The front flowerbed of my house is populated mostly by hostas, mainly because they’re nearly impossible to kill (unlike every flower we try to plant). Hostas bloom in late summer. The blooms are tall stems with multiple purple flowers. Hundreds of pretty purple flowers.
Hosta nectar must be the crack cocaine of the bee world, because at any given moment, there are countless numbers of bees flying around in front of my house. Not just any bees, but those gigantic, intimidating, fuzzy bumblebees.
We have a small patio in front of our house, too. It is my favorite place to sit and read. It’s also less than a foot away from bumblebee crack town. So, I have three choices: Find somewhere else to read, kill all the bees, or ignore the bees altogether. This past weekend, I chose to sit in my favorite spot and read. I had a theory that the bees would be much more interested in the pretty purple flowers than Tom Peters’ latest book (The Little Big Things…highly recommend, by the way).
So, I sat and read for a glorious and uninterrupted 30 minutes before my 9-year old daughter bounced outside. She stopped dead in her tracks several feet away from my little oasis. When I looked up, her eyes were the size of frisbees, her mouth wide open like a big-mouth bass.
“DAD! There are BEES all around you!“
“Yep. And there have been for the past 30 minutes. They don’t care about me. All they care about are those pretty purple flowers. I’m not a pretty purple flower, so I’m pretty sure they’re not going to bother me.“
By the time I finished my sentence, she had bolted from the scene, leaving a small whirlwind in the spot she had just occupied. Apparently, she didn’t believe me.
I spent another glorious and uninterrupted 20 minutes reading before I had to move on to mowing, sorting socks & underwear, or some other completely forgettable weekend chore.
The bees never did bother me.
Do you ever let the bees bother you? I mean the bees at work: the projects, people, issues, etc. that buzz around you all the time, distracting you from being your best.
We get so worked up about stuff that really shouldn’t concern us at all. We worry about office politics, other people’s agendas, or what the CEO is or isn’t doing. When the truth is that much of what we worry about at work has very little affect on us. Ok, maybe some of these things do affect us, but the truth is we have little or no control over many of these things. So why do we bother worrying and complaining about them?
The bees really aren’t paying attention to you. They’re busy doing their own thing. Office politics will go on with or without you, other people will always have their own agendas, and the CEO has more on her to-do list than making your life miserable, I promise. The bees usually only bother you when YOU step into their business.
Ignoring the bees can be difficult because misery loves company.

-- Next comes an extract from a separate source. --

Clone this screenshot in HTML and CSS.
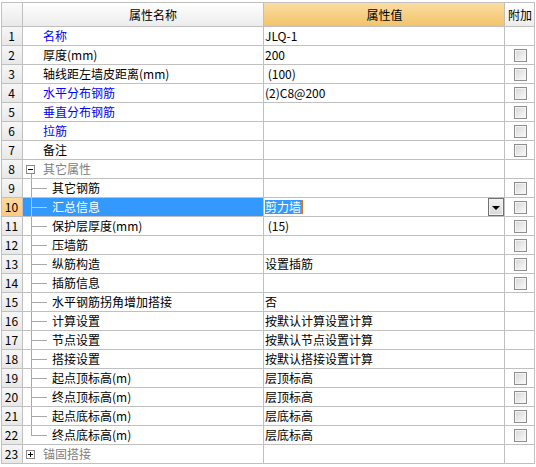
FILE: index.html
```html
<!DOCTYPE html>
<html>
<head>
<meta charset="utf-8">
<link rel="stylesheet" href="styles.css">
</head>
<body>
<div class="grid">
  <div class="c num hd"></div>
  <div class="c name hd center">属性名称</div>
  <div class="c val hd hv center">属性值</div>
  <div class="c add hd center">附加</div>

  <div class="c num">1</div><div class="c name blue">名称</div><div class="c val">JLQ-1</div><div class="c add"></div>
  <div class="c num">2</div><div class="c name">厚度(mm)</div><div class="c val">200</div><div class="c add"><span class="cb"></span></div>
  <div class="c num">3</div><div class="c name">轴线距左墙皮距离(mm)</div><div class="c val">&nbsp;(100)</div><div class="c add"><span class="cb"></span></div>
  <div class="c num">4</div><div class="c name blue">水平分布钢筋</div><div class="c val">(2)C8@200</div><div class="c add"><span class="cb"></span></div>
  <div class="c num">5</div><div class="c name blue">垂直分布钢筋</div><div class="c val"></div><div class="c add"><span class="cb"></span></div>
  <div class="c num">6</div><div class="c name blue">拉筋</div><div class="c val"></div><div class="c add"><span class="cb"></span></div>
  <div class="c num">7</div><div class="c name">备注</div><div class="c val"></div><div class="c add"><span class="cb"></span></div>
  <div class="c num">8</div><div class="c name grp open"><span class="tb minus"></span><span class="gt">其它属性</span></div><div class="c val"></div><div class="c add"></div>
  <div class="c num">9</div><div class="c name"><span class="br"></span>其它钢筋</div><div class="c val"></div><div class="c add"><span class="cb"></span></div>
  <div class="c num sel">10</div><div class="c name selname"><span class="br"></span>汇总信息</div><div class="c val edit"><span class="hl">剪力墙</span><span class="caret"></span><span class="dd"><span class="tri"></span></span></div><div class="c add"><span class="cb"></span></div>
  <div class="c num">11</div><div class="c name"><span class="br"></span>保护层厚度(mm)</div><div class="c val">&nbsp;(15)</div><div class="c add"><span class="cb"></span></div>
  <div class="c num">12</div><div class="c name"><span class="br"></span>压墙筋</div><div class="c val"></div><div class="c add"><span class="cb"></span></div>
  <div class="c num">13</div><div class="c name"><span class="br"></span>纵筋构造</div><div class="c val">设置插筋</div><div class="c add"><span class="cb"></span></div>
  <div class="c num">14</div><div class="c name"><span class="br"></span>插筋信息</div><div class="c val"></div><div class="c add"><span class="cb"></span></div>
  <div class="c num">15</div><div class="c name"><span class="br"></span>水平钢筋拐角增加搭接</div><div class="c val">否</div><div class="c add"></div>
  <div class="c num">16</div><div class="c name"><span class="br"></span>计算设置</div><div class="c val">按默认计算设置计算</div><div class="c add"></div>
  <div class="c num">17</div><div class="c name"><span class="br"></span>节点设置</div><div class="c val">按默认节点设置计算</div><div class="c add"></div>
  <div class="c num">18</div><div class="c name"><span class="br"></span>搭接设置</div><div class="c val">按默认搭接设置计算</div><div class="c add"></div>
  <div class="c num">19</div><div class="c name"><span class="br"></span>起点顶标高(m)</div><div class="c val">层顶标高</div><div class="c add"><span class="cb"></span></div>
  <div class="c num">20</div><div class="c name"><span class="br"></span>终点顶标高(m)</div><div class="c val">层顶标高</div><div class="c add"><span class="cb"></span></div>
  <div class="c num">21</div><div class="c name"><span class="br"></span>起点底标高(m)</div><div class="c val">层底标高</div><div class="c add"><span class="cb"></span></div>
  <div class="c num">22</div><div class="c name"><span class="br last"></span>终点底标高(m)</div><div class="c val">层底标高</div><div class="c add"><span class="cb"></span></div>
  <div class="c num">23</div><div class="c name grp"><span class="tb plus"></span><span class="gt">锚固搭接</span></div><div class="c val"></div><div class="c add"></div>
</div>
</body>
</html>
```
FILE: styles.css
```css
html, body {
  margin: 0;
  padding: 0;
  background: #ffffff;
}
body {
  padding: 2px 0 0 1px;
  font-family: "Noto Sans CJK SC", "Liberation Sans", sans-serif;
  font-size: 12px;
  color: #000;
}
.grid {
  display: grid;
  grid-template-columns: 21px 241px 241px 30px;
  grid-template-rows: 24px;
  grid-auto-rows: 19px;
  width: 533px;
  border-top: 1px solid #c0c0c0;
  border-left: 1px solid #c0c0c0;
}
.c {
  border-right: 1px solid #c0c0c0;
  border-bottom: 1px solid #c0c0c0;
  display: flex;
  align-items: center;
  white-space: nowrap;
  overflow: hidden;
  line-height: 18px;
}
.hd {
  background: linear-gradient(#ffffff, #ececec);
}
.hd.num {
  background: linear-gradient(#fbfbfb, #e9e9e9);
}
.hv {
  background: linear-gradient(#fbdda2, #f2c36a);
}
.center {
  justify-content: center;
}
.num {
  justify-content: center;
  background: linear-gradient(#f6f6f6, #e8e8e8);
  font-size: 12px;
  padding-right: 1px;
}
.num.sel {
  background: linear-gradient(#fdd9a0, #fbcb80);
}
.name {
  padding-left: 20px;
}
.val {
  padding-left: 1px;
}
.blue {
  color: #0000ff;
}
.grp {
  padding-left: 3px;
  color: #808080;
}
.grp.open {
  background: linear-gradient(#a0a0a0, #a0a0a0) no-repeat 8px 100% / 1px 5px;
}
.tb {
  width: 7px;
  height: 7px;
  border: 1px solid #8a8a8a;
  flex: none;
  background-color: #fff;
}
.tb.minus {
  background:
    linear-gradient(#000, #000) no-repeat 1px 3px / 5px 1px,
    #fff;
}
.tb.plus {
  background:
    linear-gradient(#000, #000) no-repeat 1px 3px / 5px 1px,
    linear-gradient(#000, #000) no-repeat 3px 1px / 1px 5px,
    #fff;
}
.gt {
  margin-left: 8px;
}
.name:has(.br) {
  padding-left: 8px;
}
.br {
  align-self: stretch;
  width: 16px;
  margin-right: 5px;
  flex: none;
  background:
    linear-gradient(#a8a8a8, #a8a8a8) no-repeat 0 0 / 1px 100%,
    linear-gradient(#a8a8a8, #a8a8a8) no-repeat 1px 9px / 15px 1px;
}
.br.last {
  background:
    linear-gradient(#a8a8a8, #a8a8a8) no-repeat 0 0 / 1px 10px,
    linear-gradient(#a8a8a8, #a8a8a8) no-repeat 1px 9px / 15px 1px;
}
.selname {
  background: #3399ff;
  color: #fff;
}
.selname .br {
  background:
    linear-gradient(#c8c8c8, #c8c8c8) no-repeat 0 0 / 1px 100%,
    linear-gradient(#c8c8c8, #c8c8c8) no-repeat 1px 9px / 15px 1px;
}
.edit {
  padding-right: 0;
}
.hl {
  background: #3399ff;
  color: #fff;
  line-height: 14px;
}
.caret {
  width: 2px;
  height: 14px;
  background: #e07a10;
}
.dd {
  margin-left: auto;
  align-self: stretch;
  width: 14px;
  border: 1px solid #707070;
  box-shadow: inset 0 0 0 1px #f4f4f4;
  background: linear-gradient(#f2f2f2, #d8d8d8);
  display: flex;
  align-items: center;
  justify-content: center;
}
.tri {
  width: 0;
  height: 0;
  border-left: 4px solid transparent;
  border-right: 4px solid transparent;
  border-top: 4px solid #000;
  margin-top: 1px;
}
.add {
  justify-content: center;
  padding-left: 1px;
}
.cb {
  width: 11px;
  height: 11px;
  border: 1px solid #8e8e8e;
  background: linear-gradient(135deg, #d6d6d6, #fbfbfb);
  box-shadow: inset 0 0 0 1px #f4f4f4;
}
```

We love to feel a sense of belonging, even if it means we belong to a group that wallows in negativity, gossip, and undermining. If we feel even a little bit wronged by a co-worker, a boss, or “the company,” we will dive headfirst into the beehive, not realizing until it’s too late that there are an awful lot of stingers in there.

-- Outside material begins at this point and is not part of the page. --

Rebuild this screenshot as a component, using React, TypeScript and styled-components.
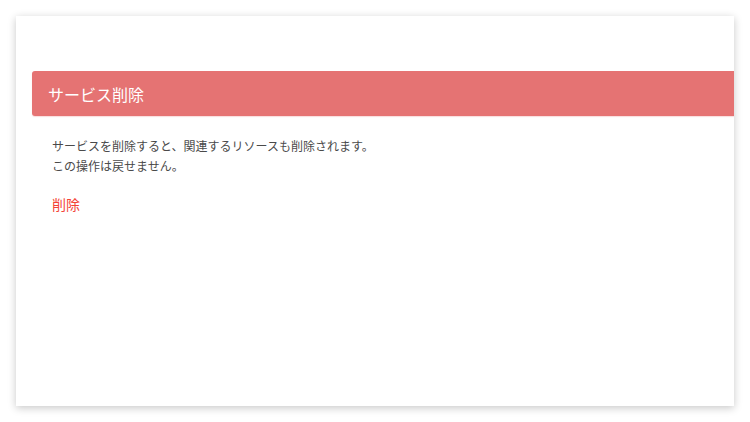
import styled, { createGlobalStyle } from "styled-components";

const GlobalStyle = createGlobalStyle`
  html, body {
    margin: 0;
    padding: 0;
    background: #ffffff;
    font-family: "Noto Sans CJK JP", "Noto Sans", sans-serif;
  }
`;

const Page = styled.div`
  width: 750px;
  height: 422px;
  box-sizing: border-box;
  padding: 16px;
  overflow: hidden;
`;

const Card = styled.section`
  height: 390px;
  box-sizing: border-box;
  background: #ffffff;
  box-shadow: 0 2px 8px rgba(0, 0, 0, 0.22);
  padding: 55px 0 0 16px;
  overflow: hidden;
`;

const Header = styled.header`
  height: 45px;
  display: flex;
  align-items: center;
  padding: 0 16px;
  background: #e57373;
  border-radius: 3px 0 0 3px;
  box-shadow: 0 1px 1px rgba(229, 115, 115, 0.25);
`;

const Title = styled.h2`
  margin: 0;
  font-size: 16px;
  font-weight: 400;
  color: #ffffff;
`;

const Body = styled.div`
  padding: 20px 16px 0 20px;
`;

const Message = styled.p`
  margin: 0;
  font-size: 12px;
  line-height: 20px;
  color: #4a4a4a;
`;

const DangerLink = styled.a`
  display: inline-block;
  margin-top: 18px;
  font-size: 14px;
  line-height: 20px;
  color: #f44336;
  cursor: pointer;
`;

export default function App() {
  return (
    <>
      <GlobalStyle />
      <Page>
        <Card>
          <Header>
            <Title>サービス削除</Title>
          </Header>
          <Body>
            <Message>
              サービスを削除すると、関連するリソースも削除されます。
              <br />
              この操作は戻せません。
            </Message>
            <DangerLink>削除</DangerLink>
          </Body>
        </Card>
      </Page>
    </>
  );
}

The most effective people in any organization are the ones who have learned to ignore the bees. How do they do it? They focus on doing great work, collaborating with their teammates, and supporting their leaders. When someone is gossiping or complaining, they simply walk away. They are quick to encourage and compliment others. They check their egos at the door. Instead of always doing what they want to do, they do what needs to be done to make the team, the department, or the company successful. And at the very least, when the bees start buzzing, they just keep their mouth shut and get back to work as quickly as possible.